**Requirements**
Find the lines containing the word "this" and copy every one of them.
══ Source material
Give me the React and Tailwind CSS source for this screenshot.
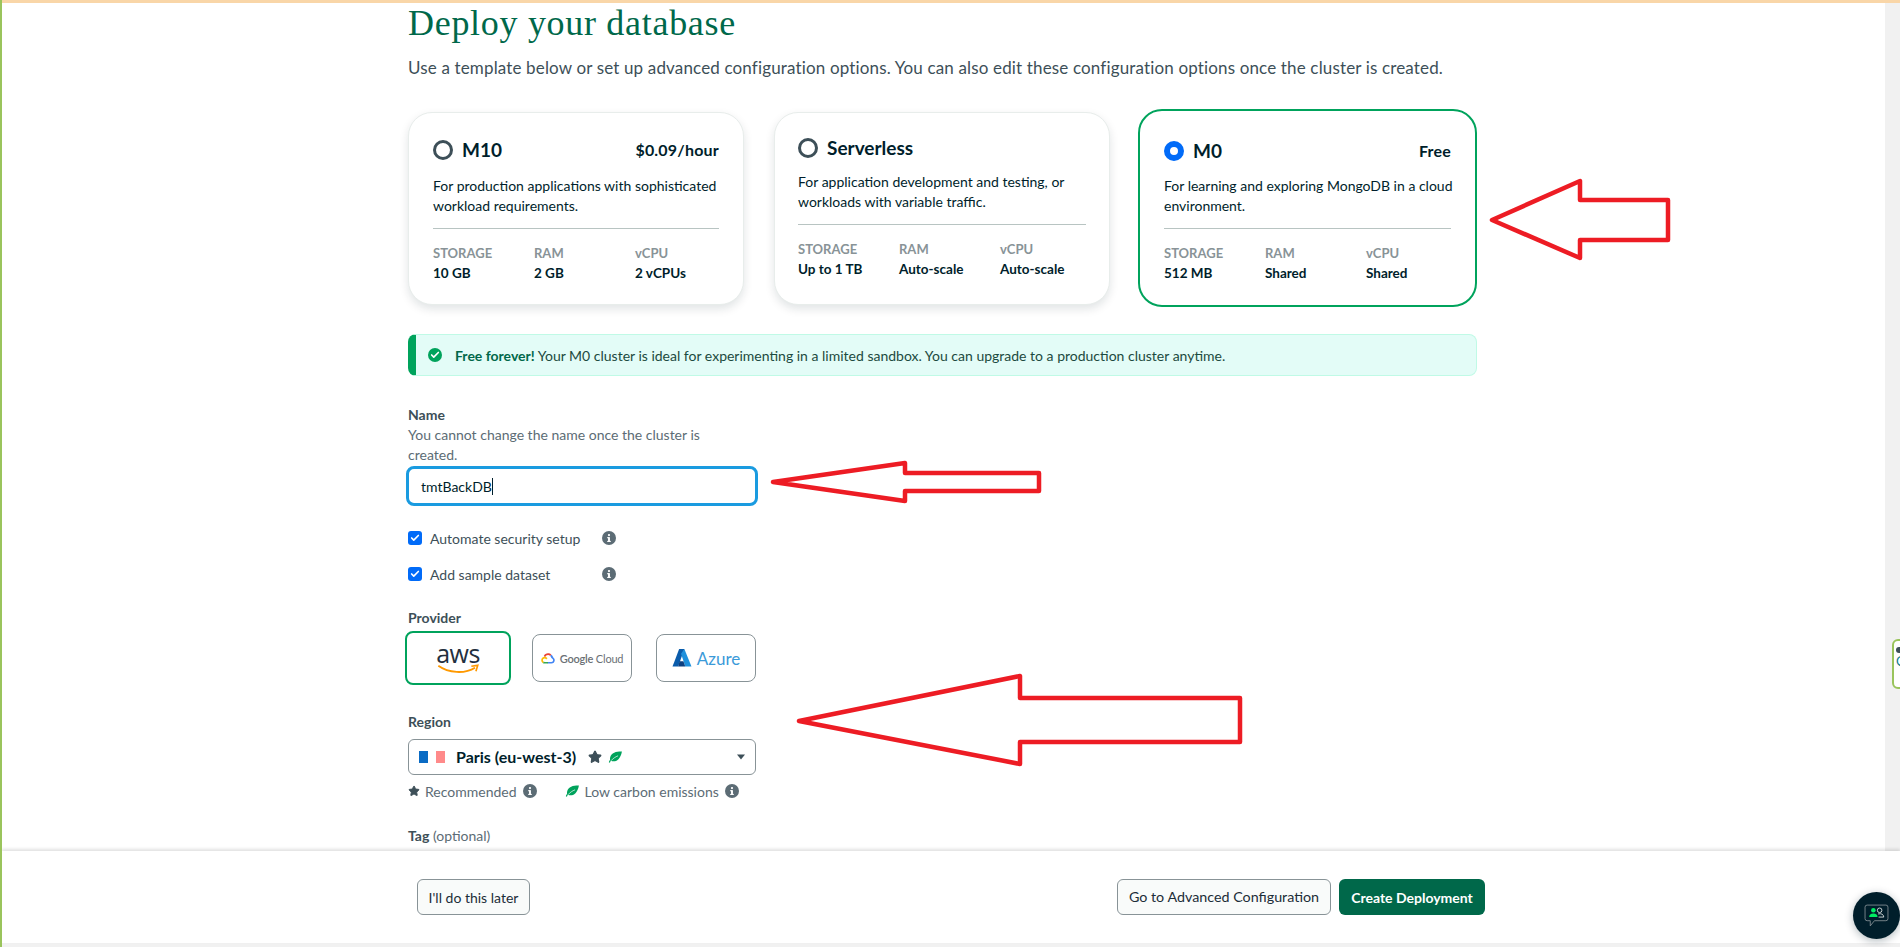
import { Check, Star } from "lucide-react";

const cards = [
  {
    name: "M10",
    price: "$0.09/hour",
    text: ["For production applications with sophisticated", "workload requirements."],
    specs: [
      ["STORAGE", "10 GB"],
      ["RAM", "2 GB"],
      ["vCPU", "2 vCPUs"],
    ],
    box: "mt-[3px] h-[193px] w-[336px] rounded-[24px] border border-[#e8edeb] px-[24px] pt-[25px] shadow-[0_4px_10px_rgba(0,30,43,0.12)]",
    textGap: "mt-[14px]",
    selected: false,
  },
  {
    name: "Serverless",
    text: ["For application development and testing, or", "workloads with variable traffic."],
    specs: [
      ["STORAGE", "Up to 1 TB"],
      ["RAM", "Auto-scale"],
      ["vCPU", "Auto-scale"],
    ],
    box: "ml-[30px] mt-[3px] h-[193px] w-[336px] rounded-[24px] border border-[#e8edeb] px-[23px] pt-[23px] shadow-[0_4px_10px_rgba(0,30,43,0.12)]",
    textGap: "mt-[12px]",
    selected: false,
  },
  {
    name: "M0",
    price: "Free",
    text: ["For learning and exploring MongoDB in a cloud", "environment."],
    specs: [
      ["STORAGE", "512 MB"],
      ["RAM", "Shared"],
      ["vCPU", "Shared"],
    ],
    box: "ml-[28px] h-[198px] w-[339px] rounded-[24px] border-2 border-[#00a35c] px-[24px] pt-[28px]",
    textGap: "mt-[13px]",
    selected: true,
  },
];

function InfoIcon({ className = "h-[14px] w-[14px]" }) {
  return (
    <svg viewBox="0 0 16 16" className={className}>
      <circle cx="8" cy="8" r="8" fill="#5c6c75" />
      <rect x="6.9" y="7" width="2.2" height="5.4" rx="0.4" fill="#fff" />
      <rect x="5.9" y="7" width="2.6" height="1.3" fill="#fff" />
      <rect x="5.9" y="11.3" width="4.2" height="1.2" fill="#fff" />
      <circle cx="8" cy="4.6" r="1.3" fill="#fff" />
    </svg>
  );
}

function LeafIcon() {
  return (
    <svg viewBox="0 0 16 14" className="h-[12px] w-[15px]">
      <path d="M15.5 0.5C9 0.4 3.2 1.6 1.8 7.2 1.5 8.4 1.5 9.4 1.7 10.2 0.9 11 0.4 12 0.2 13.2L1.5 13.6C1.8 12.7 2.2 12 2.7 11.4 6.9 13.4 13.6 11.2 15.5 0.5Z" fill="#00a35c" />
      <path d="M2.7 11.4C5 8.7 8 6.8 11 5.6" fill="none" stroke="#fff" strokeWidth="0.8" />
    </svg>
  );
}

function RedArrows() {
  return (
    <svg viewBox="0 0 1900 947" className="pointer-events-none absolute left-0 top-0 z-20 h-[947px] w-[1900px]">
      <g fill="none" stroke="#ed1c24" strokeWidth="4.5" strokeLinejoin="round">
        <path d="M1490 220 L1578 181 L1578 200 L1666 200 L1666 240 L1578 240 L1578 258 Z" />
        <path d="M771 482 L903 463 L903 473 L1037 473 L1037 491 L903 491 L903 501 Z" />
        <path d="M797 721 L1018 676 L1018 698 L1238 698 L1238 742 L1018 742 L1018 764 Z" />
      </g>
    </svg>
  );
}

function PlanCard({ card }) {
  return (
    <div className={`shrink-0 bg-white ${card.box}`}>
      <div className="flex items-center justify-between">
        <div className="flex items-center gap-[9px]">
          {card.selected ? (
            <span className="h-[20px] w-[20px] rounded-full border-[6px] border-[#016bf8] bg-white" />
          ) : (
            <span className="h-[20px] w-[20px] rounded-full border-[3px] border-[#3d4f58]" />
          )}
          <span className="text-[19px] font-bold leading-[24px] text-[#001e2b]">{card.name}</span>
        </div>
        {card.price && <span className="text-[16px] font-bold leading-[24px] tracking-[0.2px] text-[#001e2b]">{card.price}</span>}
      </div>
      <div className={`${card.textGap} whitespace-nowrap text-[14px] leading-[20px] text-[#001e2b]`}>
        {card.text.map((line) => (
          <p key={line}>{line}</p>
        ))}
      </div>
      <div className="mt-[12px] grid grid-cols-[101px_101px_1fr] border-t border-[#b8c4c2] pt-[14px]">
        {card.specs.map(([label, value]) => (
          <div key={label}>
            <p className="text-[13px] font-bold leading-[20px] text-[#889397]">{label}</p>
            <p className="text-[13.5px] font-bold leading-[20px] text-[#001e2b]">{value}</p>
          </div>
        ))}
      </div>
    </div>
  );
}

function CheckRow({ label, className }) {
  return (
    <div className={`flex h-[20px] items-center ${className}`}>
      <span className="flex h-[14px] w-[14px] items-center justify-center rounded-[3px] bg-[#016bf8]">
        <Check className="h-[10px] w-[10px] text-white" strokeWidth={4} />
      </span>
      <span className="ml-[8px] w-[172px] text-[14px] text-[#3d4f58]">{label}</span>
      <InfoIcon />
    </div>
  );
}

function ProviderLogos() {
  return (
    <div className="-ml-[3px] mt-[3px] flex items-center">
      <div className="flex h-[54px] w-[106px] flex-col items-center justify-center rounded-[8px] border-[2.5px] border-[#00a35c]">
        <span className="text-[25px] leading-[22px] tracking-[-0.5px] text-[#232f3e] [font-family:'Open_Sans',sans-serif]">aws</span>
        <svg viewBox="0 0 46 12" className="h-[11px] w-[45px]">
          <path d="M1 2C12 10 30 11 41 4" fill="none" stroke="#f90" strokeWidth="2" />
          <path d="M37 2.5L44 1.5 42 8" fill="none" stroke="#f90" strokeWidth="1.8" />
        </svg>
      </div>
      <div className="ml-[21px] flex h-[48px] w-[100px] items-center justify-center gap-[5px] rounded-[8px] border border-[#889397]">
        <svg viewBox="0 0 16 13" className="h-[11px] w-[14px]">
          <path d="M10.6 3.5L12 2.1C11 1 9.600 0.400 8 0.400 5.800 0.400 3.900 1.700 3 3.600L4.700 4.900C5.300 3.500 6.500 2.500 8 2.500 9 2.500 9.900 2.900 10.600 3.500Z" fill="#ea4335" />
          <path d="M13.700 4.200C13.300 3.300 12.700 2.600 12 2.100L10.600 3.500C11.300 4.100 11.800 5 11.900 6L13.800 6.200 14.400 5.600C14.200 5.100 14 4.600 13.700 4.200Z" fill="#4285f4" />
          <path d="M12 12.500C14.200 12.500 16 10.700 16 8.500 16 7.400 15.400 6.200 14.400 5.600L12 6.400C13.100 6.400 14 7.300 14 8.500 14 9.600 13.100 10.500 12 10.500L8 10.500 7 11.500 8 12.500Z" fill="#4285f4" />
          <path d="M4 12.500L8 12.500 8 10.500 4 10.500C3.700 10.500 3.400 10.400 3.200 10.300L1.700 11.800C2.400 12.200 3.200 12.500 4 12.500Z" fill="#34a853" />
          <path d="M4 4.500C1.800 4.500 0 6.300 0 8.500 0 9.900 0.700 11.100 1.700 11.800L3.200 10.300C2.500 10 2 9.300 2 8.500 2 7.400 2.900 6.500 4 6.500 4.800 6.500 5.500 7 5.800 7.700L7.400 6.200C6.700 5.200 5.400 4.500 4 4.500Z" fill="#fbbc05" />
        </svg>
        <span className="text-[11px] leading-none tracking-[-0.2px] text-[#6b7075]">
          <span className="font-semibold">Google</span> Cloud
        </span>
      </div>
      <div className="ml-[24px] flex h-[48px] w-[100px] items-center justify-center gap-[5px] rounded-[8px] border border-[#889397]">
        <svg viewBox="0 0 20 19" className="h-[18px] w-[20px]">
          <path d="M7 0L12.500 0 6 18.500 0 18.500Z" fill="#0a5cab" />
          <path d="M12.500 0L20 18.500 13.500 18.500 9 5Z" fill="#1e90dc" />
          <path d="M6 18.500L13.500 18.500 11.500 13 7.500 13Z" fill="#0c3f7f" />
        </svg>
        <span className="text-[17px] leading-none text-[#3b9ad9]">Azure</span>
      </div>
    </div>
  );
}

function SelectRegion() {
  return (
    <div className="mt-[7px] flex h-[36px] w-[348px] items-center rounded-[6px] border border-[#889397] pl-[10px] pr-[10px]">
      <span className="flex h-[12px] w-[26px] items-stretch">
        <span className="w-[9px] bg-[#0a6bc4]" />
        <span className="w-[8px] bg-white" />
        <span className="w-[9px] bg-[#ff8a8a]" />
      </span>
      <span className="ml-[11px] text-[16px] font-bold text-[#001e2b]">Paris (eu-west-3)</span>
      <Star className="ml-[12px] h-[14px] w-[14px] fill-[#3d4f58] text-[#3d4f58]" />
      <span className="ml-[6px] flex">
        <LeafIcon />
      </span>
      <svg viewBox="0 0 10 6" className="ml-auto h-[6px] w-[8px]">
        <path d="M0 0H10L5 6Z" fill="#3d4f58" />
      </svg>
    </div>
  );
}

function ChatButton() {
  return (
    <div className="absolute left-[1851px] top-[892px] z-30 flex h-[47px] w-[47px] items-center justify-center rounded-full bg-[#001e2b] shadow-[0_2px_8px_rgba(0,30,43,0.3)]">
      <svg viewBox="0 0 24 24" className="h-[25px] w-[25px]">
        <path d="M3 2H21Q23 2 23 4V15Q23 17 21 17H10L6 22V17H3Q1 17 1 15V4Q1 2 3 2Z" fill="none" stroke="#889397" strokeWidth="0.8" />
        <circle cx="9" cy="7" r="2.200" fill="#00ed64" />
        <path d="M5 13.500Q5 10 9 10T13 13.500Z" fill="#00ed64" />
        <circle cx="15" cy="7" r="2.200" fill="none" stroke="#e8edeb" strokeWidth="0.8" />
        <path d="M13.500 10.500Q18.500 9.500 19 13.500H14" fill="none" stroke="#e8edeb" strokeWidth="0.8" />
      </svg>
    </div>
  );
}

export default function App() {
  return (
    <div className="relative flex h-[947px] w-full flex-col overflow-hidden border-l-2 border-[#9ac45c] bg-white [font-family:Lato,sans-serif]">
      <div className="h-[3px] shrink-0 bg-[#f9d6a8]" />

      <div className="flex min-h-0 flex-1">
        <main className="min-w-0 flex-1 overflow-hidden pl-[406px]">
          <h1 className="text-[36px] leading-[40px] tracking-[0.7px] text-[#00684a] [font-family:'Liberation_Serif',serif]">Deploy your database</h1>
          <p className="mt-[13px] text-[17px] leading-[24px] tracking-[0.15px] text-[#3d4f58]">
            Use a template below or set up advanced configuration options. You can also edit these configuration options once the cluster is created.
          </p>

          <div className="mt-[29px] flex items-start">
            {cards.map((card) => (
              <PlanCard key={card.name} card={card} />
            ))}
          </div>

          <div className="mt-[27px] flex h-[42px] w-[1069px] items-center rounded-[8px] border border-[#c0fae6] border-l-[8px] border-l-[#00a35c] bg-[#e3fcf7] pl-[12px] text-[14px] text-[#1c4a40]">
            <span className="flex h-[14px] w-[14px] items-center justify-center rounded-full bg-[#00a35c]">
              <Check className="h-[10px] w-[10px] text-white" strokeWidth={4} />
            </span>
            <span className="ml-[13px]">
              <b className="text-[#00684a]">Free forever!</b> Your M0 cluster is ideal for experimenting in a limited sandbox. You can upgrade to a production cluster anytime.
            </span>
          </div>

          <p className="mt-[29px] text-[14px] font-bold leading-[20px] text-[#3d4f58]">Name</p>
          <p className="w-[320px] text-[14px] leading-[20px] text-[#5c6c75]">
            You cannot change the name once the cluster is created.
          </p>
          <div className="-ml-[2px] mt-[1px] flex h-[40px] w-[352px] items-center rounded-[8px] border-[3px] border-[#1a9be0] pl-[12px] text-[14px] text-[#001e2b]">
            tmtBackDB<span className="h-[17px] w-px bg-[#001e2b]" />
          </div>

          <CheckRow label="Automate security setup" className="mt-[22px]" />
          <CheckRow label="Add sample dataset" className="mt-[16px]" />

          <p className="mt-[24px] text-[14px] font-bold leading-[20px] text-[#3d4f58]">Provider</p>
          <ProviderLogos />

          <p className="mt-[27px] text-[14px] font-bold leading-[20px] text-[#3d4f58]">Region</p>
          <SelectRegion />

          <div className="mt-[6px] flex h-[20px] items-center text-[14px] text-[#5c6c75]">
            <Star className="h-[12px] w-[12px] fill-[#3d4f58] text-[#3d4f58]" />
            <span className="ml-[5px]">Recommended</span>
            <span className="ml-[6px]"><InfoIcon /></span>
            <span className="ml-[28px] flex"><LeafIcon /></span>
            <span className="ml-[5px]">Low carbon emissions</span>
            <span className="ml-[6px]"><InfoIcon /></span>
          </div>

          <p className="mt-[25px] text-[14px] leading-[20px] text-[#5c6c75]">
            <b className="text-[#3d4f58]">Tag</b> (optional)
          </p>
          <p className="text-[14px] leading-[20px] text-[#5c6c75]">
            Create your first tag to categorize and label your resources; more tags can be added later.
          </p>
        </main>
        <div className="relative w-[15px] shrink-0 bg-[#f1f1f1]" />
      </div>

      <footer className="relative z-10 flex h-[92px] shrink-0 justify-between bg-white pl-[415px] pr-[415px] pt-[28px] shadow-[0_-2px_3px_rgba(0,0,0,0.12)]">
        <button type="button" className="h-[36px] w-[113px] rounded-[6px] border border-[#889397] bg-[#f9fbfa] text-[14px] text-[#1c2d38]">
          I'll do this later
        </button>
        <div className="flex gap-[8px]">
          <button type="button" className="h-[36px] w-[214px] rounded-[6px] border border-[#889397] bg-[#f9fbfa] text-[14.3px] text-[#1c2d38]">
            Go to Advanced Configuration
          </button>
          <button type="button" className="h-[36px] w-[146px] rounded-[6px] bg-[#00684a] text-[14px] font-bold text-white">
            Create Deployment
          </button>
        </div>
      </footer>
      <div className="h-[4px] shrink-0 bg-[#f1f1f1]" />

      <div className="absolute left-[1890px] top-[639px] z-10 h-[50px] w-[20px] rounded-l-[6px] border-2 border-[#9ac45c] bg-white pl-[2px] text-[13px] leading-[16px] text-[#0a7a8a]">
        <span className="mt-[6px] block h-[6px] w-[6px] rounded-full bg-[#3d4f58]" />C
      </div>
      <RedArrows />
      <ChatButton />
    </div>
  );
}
════
**Result below**
Give me the React and Tailwind CSS source for this screenshot.
          I'll do this later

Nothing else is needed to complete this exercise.